-- Available data --
■ ■ ■ ■ ■

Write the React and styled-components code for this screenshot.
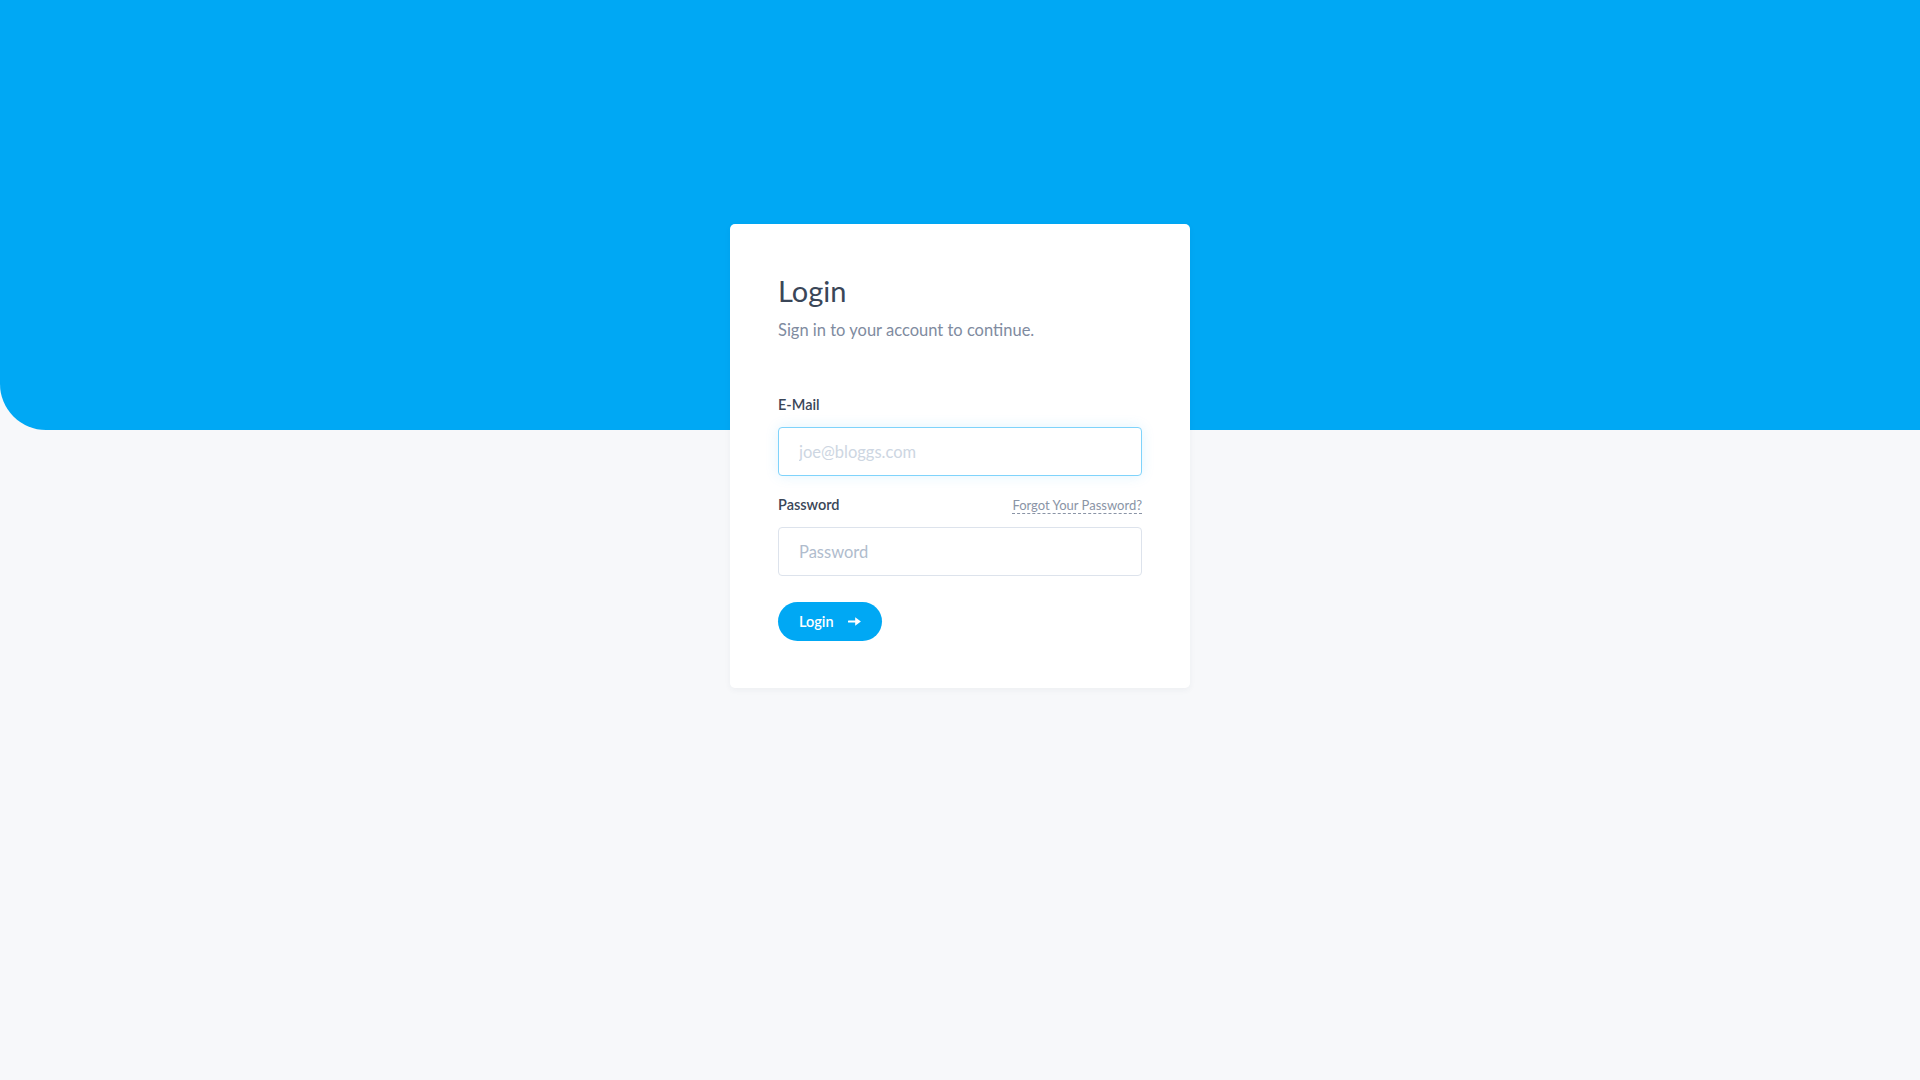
import styled, { createGlobalStyle } from "styled-components";

const GlobalStyle = createGlobalStyle`
  * { box-sizing: border-box; }
  html, body { margin: 0; padding: 0; }
  body {
    background: #f7f8fa;
    font-family: Lato, "Noto Sans", sans-serif;
    -webkit-font-smoothing: antialiased;
  }
`;

const Page = styled.div`
  position: relative;
  min-height: 100vh;
  padding-top: 224px;
  display: flex;
  justify-content: center;
  align-items: flex-start;

  &::before {
    content: "";
    position: absolute;
    top: 0;
    left: 0;
    right: 0;
    height: 430px;
    background: #00a8f4;
    border-bottom-left-radius: 46px;
  }
`;

const Card = styled.div`
  position: relative;
  width: 460px;
  background: #fff;
  border-radius: 5px;
  box-shadow: 0 2px 6px rgba(30, 50, 80, 0.05);
  padding: 48px 48px 47px;
`;

const Title = styled.h1`
  margin: 0;
  font-size: 29px;
  font-weight: 400;
  line-height: 38px;
  color: #3a4658;
`;

const Subtitle = styled.p`
  margin: 8px 0 0;
  font-size: 16.5px;
  line-height: 24px;
  color: #808ba0;
`;

const Form = styled.form`
  margin-top: 54px;
  display: flex;
  flex-direction: column;
`;

const Field = styled.div`
  display: flex;
  flex-direction: column;
  margin-bottom: ${(p) => p.$gap || 0}px;
`;

const LabelRow = styled.div`
  display: flex;
  justify-content: space-between;
  align-items: baseline;
  height: 18px;
  margin-bottom: 13px;
`;

const Label = styled.label`
  font-size: 14.5px;
  font-weight: 600;
  line-height: 18px;
  color: #3a4658;
`;

const Forgot = styled.a`
  font-size: 13px;
  line-height: 16px;
  color: #8a94a6;
  text-decoration: none;
  border-bottom: 1px dashed #8a94a6;
  cursor: pointer;
`;

const Input = styled.input`
  width: 100%;
  height: 49px;
  padding: 0 20px;
  font-family: inherit;
  font-size: 16.5px;
  color: #3a4658;
  background: #fff;
  border: 1px solid ${(p) => (p.$focused ? "#7fd3fb" : "#dde3ec")};
  border-radius: 4px;
  outline: none;
  box-shadow: ${(p) =>
    p.$focused ? "0 0 14px rgba(0, 168, 244, 0.12)" : "none"};

  &::placeholder {
    color: ${(p) => (p.$focused ? "#cdd6e2" : "#b0bccd")};
  }
`;

const Button = styled.button`
  align-self: flex-start;
  display: inline-flex;
  align-items: center;
  gap: 14px;
  height: 39px;
  padding: 0 21px;
  border: none;
  border-radius: 20px;
  background: #00a8f4;
  color: #fff;
  font-family: inherit;
  font-size: 14.5px;
  font-weight: 600;
  cursor: pointer;

  svg {
    display: block;
  }
`;

const ArrowIcon = () => (
  <svg width="13" height="9" viewBox="0 0 13 9" fill="#fff">
    <rect x="0" y="3.4" width="8" height="2.2" rx="0.6" />
    <path d="M7.2 0.3 L12.9 4.5 L7.2 8.7 Z" />
  </svg>
);

export default function App() {
  return (
    <>
      <GlobalStyle />
      <Page>
        <Card>
          <Title>Login</Title>
          <Subtitle>Sign in to your account to continue.</Subtitle>
          <Form onSubmit={(e) => e.preventDefault()}>
            <Field $gap={20}>
              <LabelRow>
                <Label htmlFor="email">E-Mail</Label>
              </LabelRow>
              <Input
                id="email"
                type="email"
                placeholder="joe@bloggs.com"
                $focused
                autoFocus
              />
            </Field>
            <Field $gap={26}>
              <LabelRow>
                <Label htmlFor="password">Password</Label>
                <Forgot>Forgot Your Password?</Forgot>
              </LabelRow>
              <Input id="password" type="password" placeholder="Password" />
            </Field>
            <Button type="submit">
              Login
              <ArrowIcon />
            </Button>
          </Form>
        </Card>
      </Page>
    </>
  );
}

■ ■ ■ ■ ■

-- What to produce --
All of the lines above should be retyped precisely, apart from the pictures.

-- Problem solution --
Write the React and styled-components code for this screenshot.
import styled, { createGlobalStyle } from "styled-components";

const GlobalStyle = createGlobalStyle`
  * { box-sizing: border-box; }
  html, body { margin: 0; padding: 0; }
  body {
    background: #f7f8fa;
    font-family: Lato, "Noto Sans", sans-serif;
    -webkit-font-smoothing: antialiased;
  }
`;

const Page = styled.div`
  position: relative;
  min-height: 100vh;
  padding-top: 224px;
  display: flex;
  justify-content: center;
  align-items: flex-start;

  &::before {
    content: "";
    position: absolute;
    top: 0;
    left: 0;
    right: 0;
    height: 430px;
    background: #00a8f4;
    border-bottom-left-radius: 46px;
  }
`;

const Card = styled.div`
  position: relative;
  width: 460px;
  background: #fff;
  border-radius: 5px;
  box-shadow: 0 2px 6px rgba(30, 50, 80, 0.05);
  padding: 48px 48px 47px;
`;

const Title = styled.h1`
  margin: 0;
  font-size: 29px;
  font-weight: 400;
  line-height: 38px;
  color: #3a4658;
`;

const Subtitle = styled.p`
  margin: 8px 0 0;
  font-size: 16.5px;
  line-height: 24px;
  color: #808ba0;
`;

const Form = styled.form`
  margin-top: 54px;
  display: flex;
  flex-direction: column;
`;

const Field = styled.div`
  display: flex;
  flex-direction: column;
  margin-bottom: ${(p) => p.$gap || 0}px;
`;

const LabelRow = styled.div`
  display: flex;
  justify-content: space-between;
  align-items: baseline;
  height: 18px;
  margin-bottom: 13px;
`;

const Label = styled.label`
  font-size: 14.5px;
  font-weight: 600;
  line-height: 18px;
  color: #3a4658;
`;

const Forgot = styled.a`
  font-size: 13px;
  line-height: 16px;
  color: #8a94a6;
  text-decoration: none;
  border-bottom: 1px dashed #8a94a6;
  cursor: pointer;
`;

const Input = styled.input`
  width: 100%;
  height: 49px;
  padding: 0 20px;
  font-family: inherit;
  font-size: 16.5px;
  color: #3a4658;
  background: #fff;
  border: 1px solid ${(p) => (p.$focused ? "#7fd3fb" : "#dde3ec")};
  border-radius: 4px;
  outline: none;
  box-shadow: ${(p) =>
    p.$focused ? "0 0 14px rgba(0, 168, 244, 0.12)" : "none"};

  &::placeholder {
    color: ${(p) => (p.$focused ? "#cdd6e2" : "#b0bccd")};
  }
`;

const Button = styled.button`
  align-self: flex-start;
  display: inline-flex;
  align-items: center;
  gap: 14px;
  height: 39px;
  padding: 0 21px;
  border: none;
  border-radius: 20px;
  background: #00a8f4;
  color: #fff;
  font-family: inherit;
  font-size: 14.5px;
  font-weight: 600;
  cursor: pointer;

  svg {
    display: block;
  }
`;

const ArrowIcon = () => (
  <svg width="13" height="9" viewBox="0 0 13 9" fill="#fff">
    <rect x="0" y="3.4" width="8" height="2.2" rx="0.6" />
    <path d="M7.2 0.3 L12.9 4.5 L7.2 8.7 Z" />
  </svg>
);

export default function App() {
  return (
    <>
      <GlobalStyle />
      <Page>
        <Card>
          <Title>Login</Title>
          <Subtitle>Sign in to your account to continue.</Subtitle>
          <Form onSubmit={(e) => e.preventDefault()}>
            <Field $gap={20}>
              <LabelRow>
                <Label htmlFor="email">E-Mail</Label>
              </LabelRow>
              <Input
                id="email"
                type="email"
                placeholder="joe@bloggs.com"
                $focused
                autoFocus
              />
            </Field>
            <Field $gap={26}>
              <LabelRow>
                <Label htmlFor="password">Password</Label>
                <Forgot>Forgot Your Password?</Forgot>
              </LabelRow>
              <Input id="password" type="password" placeholder="Password" />
            </Field>
            <Button type="submit">
              Login
              <ArrowIcon />
            </Button>
          </Form>
        </Card>
      </Page>
    </>
  );
}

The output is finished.